I'm not sure that there needs to be anything transphysical to explain morality, though there would have to be to explain it in the traditional Christian sense. But the materialist could simply say that morality is about living well in society, and this is empirical based on the world and on human wants and needs.

Epiphenomenalists do actually say that mental states as caused by the physical, while the physical states are the ones actually doing the causing (though I may not be doing them justice - I was taught phil of mind by a staunch dualist). One could be an emergentist, and say that mental substances actually arise out of physical ones, but this would go a step beyond materialism. It would still subordinate the mental to the physical, in a way. Or one could be a reductivist, in which case everything is physical and terms like "consciousness" carry as much weight as astrology. Or one could be a functionalist, treating the mind (whatever it is) as a black box which we can't explain (or at least need not).

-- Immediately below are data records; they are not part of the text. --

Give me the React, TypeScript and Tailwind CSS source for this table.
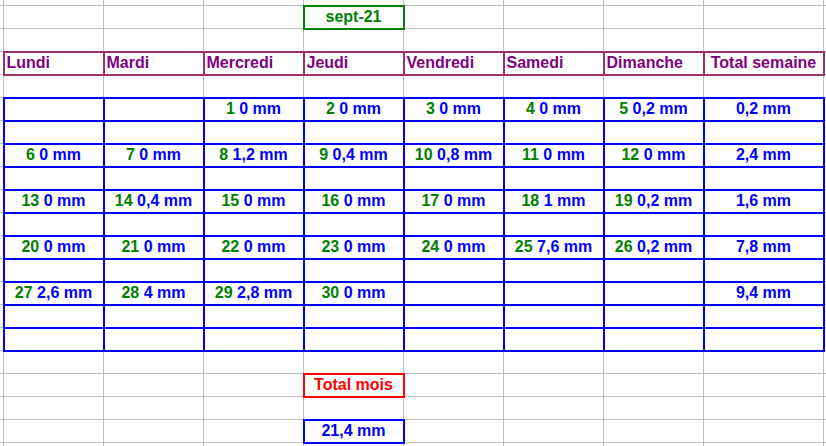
type Day = [number, string] | null;

const weeks: { days: Day[]; total: string }[] = [
  { days: [null, null, [1, '0'], [2, '0'], [3, '0'], [4, '0'], [5, '0,2']], total: '0,2' },
  { days: [[6, '0'], [7, '0'], [8, '1,2'], [9, '0,4'], [10, '0,8'], [11, '0'], [12, '0']], total: '2,4' },
  { days: [[13, '0'], [14, '0,4'], [15, '0'], [16, '0'], [17, '0'], [18, '1'], [19, '0,2']], total: '1,6' },
  { days: [[20, '0'], [21, '0'], [22, '0'], [23, '0'], [24, '0'], [25, '7,6'], [26, '0,2']], total: '7,8' },
  { days: [[27, '2,6'], [28, '4'], [29, '2,8'], [30, '0'], null, null, null], total: '9,4' },
];

const jours = ['Lundi', 'Mardi', 'Mercredi', 'Jeudi', 'Vendredi', 'Samedi', 'Dimanche'];

const grey = 'border border-[#c0c0c0]';
const blue = 'border-2 border-[#0000ff]';
const td = 'p-0 align-middle leading-[18px] whitespace-nowrap overflow-hidden';

// one plain row of empty sheet cells
function EmptyRow({ h = 'h-[23px]' }: { h?: string }) {
  return (
    <tr className={h}>
      {Array.from({ length: 10 }).map((_, i) => (
        <td key={i} className={`${grey} ${td}`} />
      ))}
    </tr>
  );
}

// blank row inside the blue calendar block
function BlueBlankRow() {
  return (
    <tr className="h-[23px]">
      <td className={`${grey} ${td}`} />
      {Array.from({ length: 8 }).map((_, i) => (
        <td key={i} className={`${blue} ${td}`} />
      ))}
      <td className={`${grey} ${td}`} />
    </tr>
  );
}

// a row with a single framed cell in the "Jeudi" column
function SingleCellRow({ border, children }: { border: string; children: React.ReactNode }) {
  return (
    <tr className="h-[23px]">
      {Array.from({ length: 4 }).map((_, i) => (
        <td key={i} className={`${grey} ${td}`} />
      ))}
      <td className={`${border} ${td} text-center`}>{children}</td>
      {Array.from({ length: 5 }).map((_, i) => (
        <td key={i} className={`${grey} ${td}`} />
      ))}
    </tr>
  );
}

export default function App() {
  return (
    <div className="w-[826px] h-[446px] overflow-hidden bg-white font-['Liberation_Sans',Arial,sans-serif] font-bold text-[16px]">
      <table className="border-collapse table-fixed w-[923px] -mt-px -ml-px">
        <colgroup>
          <col className="w-[4px]" />
          {jours.map((j) => (
            <col key={j} className="w-[100px]" />
          ))}
          <col className="w-[120px]" />
          <col className="w-[100px]" />
        </colgroup>
        <tbody>
          <EmptyRow h="h-[6px]" />
          <SingleCellRow border="border-2 border-[#008000]">
            <span className="text-[#008000]">sept-21</span>
          </SingleCellRow>
          <EmptyRow />

          {/* day headers */}
          <tr className="h-[23px]">
            <td className={`${grey} ${td}`} />
            {jours.map((j) => (
              <td key={j} className={`border-2 border-[#993366] ${td} pl-[2px] text-left text-[#800080]`}>
                {j}
              </td>
            ))}
            <td className={`border-2 border-[#993366] ${td} text-center text-[#800080]`}>Total semaine</td>
            <td className={`${grey} ${td}`} />
          </tr>
          <EmptyRow />

          {weeks.map((w, wi) => (
            <>
              <tr key={`w${wi}`} className="h-[23px]">
                <td className={`${grey} ${td}`} />
                {w.days.map((d, i) => (
                  <td key={i} className={`${blue} ${td} text-center`}>
                    {d && (
                      <>
                        <span className="text-[#008000]">{d[0]}</span>{' '}
                        <span className="text-[#0000ff]">{d[1]} mm</span>
                      </>
                    )}
                  </td>
                ))}
                <td className={`${blue} ${td} text-center text-[#0000ff]`}>{w.total} mm</td>
                <td className={`${grey} ${td}`} />
              </tr>
              <BlueBlankRow key={`b${wi}`} />
            </>
          ))}
          <BlueBlankRow />

          <EmptyRow />
          <SingleCellRow border="border-2 border-[#ff0000]">
            <span className="text-[#ff0000]">Total mois</span>
          </SingleCellRow>
          <EmptyRow />
          <SingleCellRow border={blue}>
            <span className="text-[#0000ff]">21,4 mm</span>
          </SingleCellRow>
          <EmptyRow />
        </tbody>
      </table>
    </div>
  );
}
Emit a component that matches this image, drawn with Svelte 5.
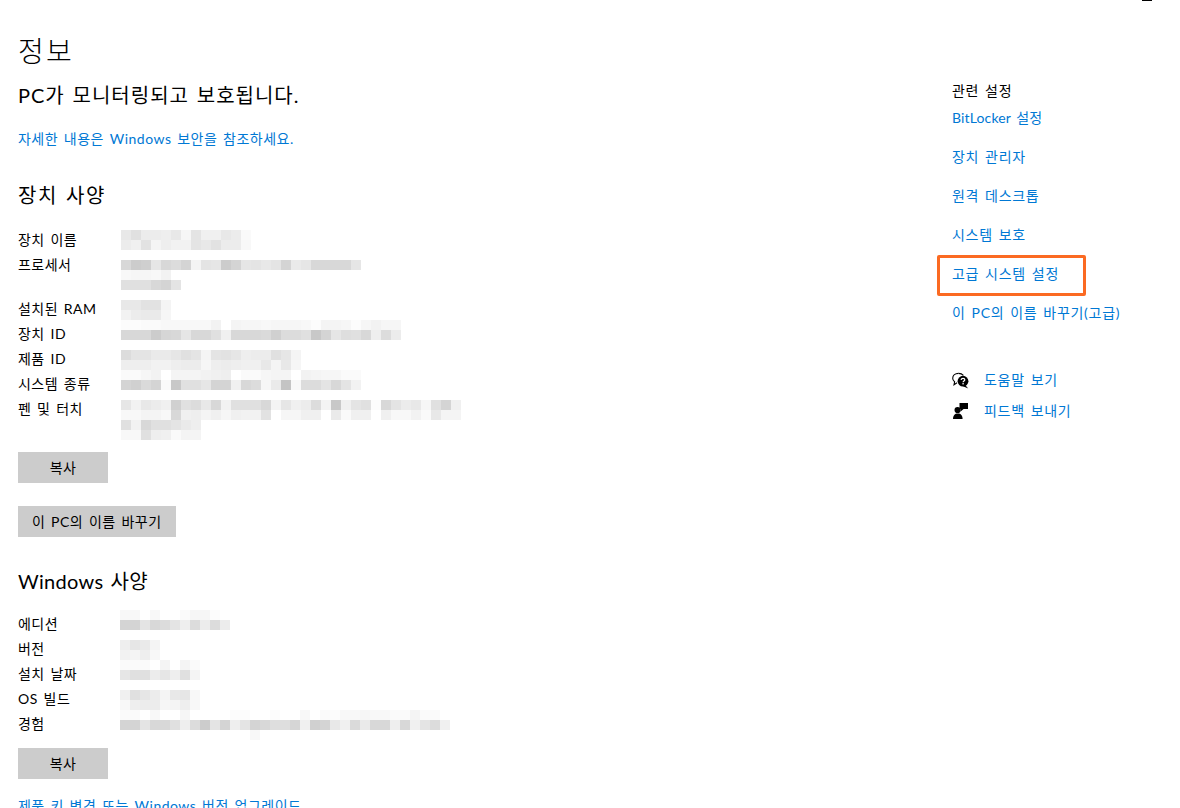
<!--
  Windows Settings "정보" page. The blurred values are drawn as mosaic lines:
  each line is a 10px strip of grey cells, same as the pixelated screenshot.
-->
<script lang="ts">
  const deviceLabels = [
    { text: '장치 이름' },
    { text: '프로세서', tall: true },
    { text: '설치된 RAM' },
    { text: '장치 ID' },
    { text: '제품 ID' },
    { text: '시스템 종류' },
    { text: '펜 및 터치' },
  ];
  const deviceMosaic = [
    'e8 e0 ec ec ee e8 f6 e4 f0 f0 e8 ec fa',
    'ec f0 e2 f4 ee f2 f2 e4 e8 e2 ec ec f8',
    '',
    'd8 cc cf e6 d8 dc d4 f4 e4 e6 cc d4 e6 e4 e8 e4 d4 ea e6 d8 d8 d8 d8 e6',
    'f8 f6 f6 f8 f2',
    'e0 e0 e0 d8 d4 e4',
    '',
    'e8 e8 e2 e2 f4',
    'f2 ec ea ea f6',
    'fc fc fa fa f8 f8 f8 f8 f8 f2 ff f4 f6 f6 f8 f6 f6 f6 f8 fc f4 f4 f6 fc f6 f2 f6 f6',
    'd8 d8 d8 cc d6 d8 e6 d8 d8 e0 f0 d8 d8 d8 da d0 dc dc e0 c8 d4 e6 de e0 d8 ee dc ec',
    '',
    'dc e4 e4 ea ea e6 e0 e4 f4 e4 e2 e6 ee ec ec e0 e6 f4',
    'ee ee ee f2 f2 ee ec ec f6 ee ec ee f0 f0 e8 f4 e8 f6',
    'fa fa f6 f2 ff f4 f4 f4 f2 f0 ee ff fa fa f6 f4 f4 ff f2 f4 f6 f6 fa fa',
    'd4 d0 da d4 fa c8 e0 e0 e6 d4 d4 f0 d8 dc f6 ea c4 f8 dc dc e4 d8 e4 f2',
    '',
    'e6 f2 e8 ec f0 d0 e0 dc e8 d8 f2 e0 e0 e0 d8 f4 e6 f0 ec dc f4 c8 f0 e4 e0 fc d8 e4 ec e8 f6 e0 d4 f0',
    'f8 f8 f4 f4 f8 d8 f0 ee f4 f0 f6 f0 f2 f2 e2 ff f6 f6 f0 f0 ff ea fa f0 f0 ff f0 f8 f8 f2 fa e8 f4 f4',
    'e0 f2 d8 e0 e0 e4 ea ee',
    'f8 f8 e0 ee f0 fa f4 f4',
  ];

  const windowsLabels = ['에디션', '버전', '설치 날짜', 'OS 빌드', '경험'];
  const windowsMosaic = [
    'f8 f8 ff f8 ff ff fa f6 f6 fc ff',
    'd4 d4 e4 d8 dc e4 ee dc ec dc ec',
    '',
    'ee e6 ea f4',
    'f2 f4 ee f8',
    'fa fa fa ff f4 ff f4 fa',
    'e6 e0 e0 ec e6 ee e0 f4',
    '',
    'f0 e0 e6 ec f4 e8 e6 f8',
    'f8 ee ec ec f6 f4 ee f8',
    'fa fa ff f8 ff ff f6 ff ff ff ff fc fc ff ff fc ff ff f8 ff fa fc f8 f8 f6 f8 f8 fa fa f4 fa fa ff',
    'd4 d4 e4 d8 d8 e0 ee dc cc e4 d4 ee e4 d4 d8 de de d6 f0 d0 d4 e8 f0 da ea d8 d8 ee d8 f0 e4 dc f0',
    'ff ff ff ff ff ff ff ff ff ff ff ff ff f8',
  ];

  const relatedLinks = [
    { text: 'BitLocker 설정', latin: true },
    { text: '장치 관리자' },
    { text: '원격 데스크톱' },
    { text: '시스템 보호' },
    { text: '고급 시스템 설정', marked: true },
    { text: '이 PC의 이름 바꾸기(고급)' },
  ];

  const cells = (line: string) => (line ? line.split(' ') : []);
</script>

{#snippet mosaic(lines: string[])}
  <div class="mosaic" aria-hidden="true">
    {#each lines as line}
      <div class="mosaic-line">
        {#each cells(line) as c}
          <span style="background:#{c}{c}{c}"></span>
        {/each}
      </div>
    {/each}
  </div>
{/snippet}

<div class="page">
  <span class="window-mark"></span>

  <main>
    <h1>정보</h1>
    <p class="status">PC가 모니터링되고 보호됩니다.</p>
    <a class="link more" href="#security">자세한 내용은 Windows 보안을 참조하세요.</a>

    <h2 class="device-title">장치 사양</h2>
    <div class="specs device">
      <ul class="labels">
        {#each deviceLabels as label}
          <li class:tall={label.tall}>{label.text}</li>
        {/each}
      </ul>
      {@render mosaic(deviceMosaic)}
    </div>
    <button type="button" class="copy">복사</button>
    <button class="rename" type="button">이 PC의 이름 바꾸기</button>

    <h2 class="windows-title">Windows 사양</h2>
    <div class="specs windows">
      <ul class="labels">
        {#each windowsLabels as label}
          <li>{label}</li>
        {/each}
      </ul>
      {@render mosaic(windowsMosaic)}
    </div>
    <button type="button" class="copy">복사</button>
    <a class="link upgrade" href="#upgrade">제품 키 변경 또는 Windows 버전 업그레이드</a>
  </main>

  <aside>
    <h3>관련 설정</h3>
    <ul class="related">
      {#each relatedLinks as item}
        <li class:marked={item.marked} class:latin={item.latin}><a class="link" href="#related">{item.text}</a></li>
      {/each}
    </ul>
    <ul class="support">
      <li>
        <svg viewBox="0 0 18 18" width="18" height="18" aria-hidden="true">
          <path d="M6.5 2.4C3.2 2.4.7 4.5.7 7.2c0 1.5.7 2.7 1.9 3.6L2 13.8l3-2" fill="none" stroke="#000" stroke-width="1.1"/>
          <path d="M6.5 2.4c2 0 3.8.7 4.9 1.9" fill="none" stroke="#000" stroke-width="1.1"/>
          <circle cx="11" cy="10.2" r="5.4" fill="#000"/>
          <path d="M13.2 14l3 3.6-5.2-2.4z" fill="#000"/>
          <path d="M9.2 8.9c0-1.1.8-1.6 1.8-1.6s1.8.6 1.8 1.5c0 1.2-1.7 1.3-1.7 2.5" fill="none" stroke="#fff" stroke-width="1.2"/>
          <rect x="10.4" y="12.1" width="1.4" height="1.3" fill="#fff"/>
        </svg>
        <a class="link" href="#help">도움말 보기</a>
      </li>
      <li>
        <svg viewBox="0 0 18 18" width="18" height="18" aria-hidden="true">
          <path d="M7.5 1H16v6h-4.4L8.6 9.4V7H7.5z" fill="#000"/>
          <circle cx="5.6" cy="8" r="3.1" fill="#000"/>
          <path d="M1 17c0-3.6 1.8-5.6 4.8-5.6s4.8 2 4.8 5.6z" fill="#000"/>
        </svg>
        <a class="link" href="#feedback">피드백 보내기</a>
      </li>
    </ul>
  </aside>
</div>

<style>
  :global(body) {
    margin: 0;
    background: #fff;
  }
  .page {
    position: relative;
    display: flex;
    justify-content: space-between;
    height: 808px;
    overflow: hidden;
    color: #000;
    font-family: Lato, 'Noto Sans CJK KR', sans-serif;
    font-size: 14px;
    line-height: 20px;
    letter-spacing: 0.035em;
    word-spacing: 0.12em;
  }
  .window-mark {
    position: absolute;
    top: 0;
    left: 1142px;
    width: 10px;
    height: 1px;
    background: #000;
  }
  main {
    display: flex;
    flex-direction: column;
    align-items: flex-start;
    padding-left: 18px;
  }
  main > * {
    flex: none;
  }
  h1 {
    margin: 31px 0 0;
    font-size: 28px;
    font-weight: 300;
    line-height: 40px;
    letter-spacing: 0.08em;
  }
  .status {
    margin: 9px 0 0;
    font-size: 20px;
    line-height: 30px;
    letter-spacing: 0.05em;
  }
  .link {
    color: #0078d4;
    text-decoration: none;
  }
  .more {
    margin-top: 19px;
  }
  h2 {
    margin: 0;
    font-size: 20px;
    font-weight: 400;
    line-height: 30px;
  }
  .device-title {
    margin-top: 31px;
    letter-spacing: 0.075em;
  }
  .specs {
    display: flex;
  }
  .labels {
    list-style: none;
    margin: 0;
    padding: 0;
    width: 103px;
  }
  .labels li {
    height: 25px;
    line-height: 25px;
  }
  .labels li.tall {
    height: 44px;
  }
  .device {
    margin-top: 17px;
    height: 225px;
  }
  .windows {
    margin-top: 11px;
    height: 141px;
  }
  .windows .labels {
    width: 102px;
    padding-top: 4px;
  }
  .mosaic {
    margin-top: 3px;
  }
  .mosaic-line {
    display: flex;
    height: 10px;
  }
  .mosaic-line span {
    width: 10px;
    height: 10px;
  }
  button {
    height: 31px;
    border: none;
    padding: 0 14px;
    background: #ccc;
    color: #000;
    font: inherit;
    letter-spacing: inherit;
    word-spacing: inherit;
  }
  .copy {
    width: 90px;
    padding: 0;
  }
  .rename {
    margin-top: 23px;
  }
  .windows-title {
    margin-top: 29px;
    letter-spacing: 0.015em;
  }
  .upgrade {
    margin-top: 17px;
    white-space: nowrap;
  }
  aside {
    width: 228px;
    padding-top: 81px;
    letter-spacing: 0.05em;
  }
  h3 {
    margin: 0;
    font-size: 14px;
    font-weight: 400;
    line-height: 20px;
  }
  .related,
  .support {
    list-style: none;
    margin: 0;
    padding: 0;
  }
  .related {
    margin-top: 7px;
  }
  .related li {
    position: relative;
    height: 39px;
    line-height: 20px;
  }
  .related li.latin {
    letter-spacing: 0.01em;
  }
  .related li.marked::after {
    content: '';
    position: absolute;
    left: -15px;
    top: -9px;
    width: 143px;
    height: 35px;
    border: 3px solid #fb6a22;
    border-radius: 2px;
  }
  .support {
    margin-top: 22px;
  }
  .support li {
    display: flex;
    align-items: center;
    gap: 14px;
    height: 31px;
  }
  .support svg {
    display: block;
  }
</style>
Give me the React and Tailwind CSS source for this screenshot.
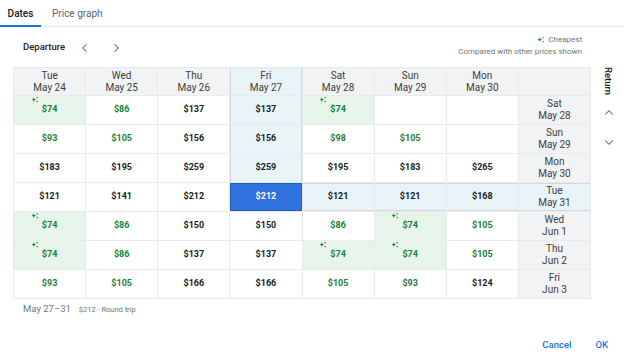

By "levels of descriptions", I mean something like the following: even if every single chemical proposition were reducible to physics, chemistry as a field would not cease to be a useful way of describing reality for us. It's simply using a different coordinate system. There may be more to different levels of description, such that they cannot be changed into one another via coordinate transformations, but there wouldn't be less.

Kevin Cody said...

Okay, so I'm still a little confused on this point: chemistry and physics, to my mind, don't use so much a different coordinate system as just a radically different scale, in the sense that it seems our understandings of chemical reactions are basically shorthand for very complicated physical interactions). A 7th grader can understand that two hydrogen atoms bond with an oxygen and it makes water; a 10th grader might be able to take electron shells and so forth into account, but it's pretty much Ph.D. level p-chem to actually do the math showing how electrons move and the electromagnetic fields that draw atoms to each other and so forth. So it's just a bird's-eye view. Is this how a hard-line materialist would view mental operations? (I'm not saying this in a charged way; I just truly don't know.)

M. Anderson said...

Well, there are many kinds of coordinate transforms. This one, for the materialist, may just be an expansion or contraction. But the materialist would probably want to reduce mental states to physical in the same way as chemistry would reduce to physics; my point is that it takes serious physics to explain chemistry, and such physics never attains to the elegance of a simple chemical equation. The phenomenon of consciousness would be the same on a much larger scale.

Kevin Cody said...

Okay, perfect - that answered my question. Ahh, one day I'll get this thinking like a philosopher down!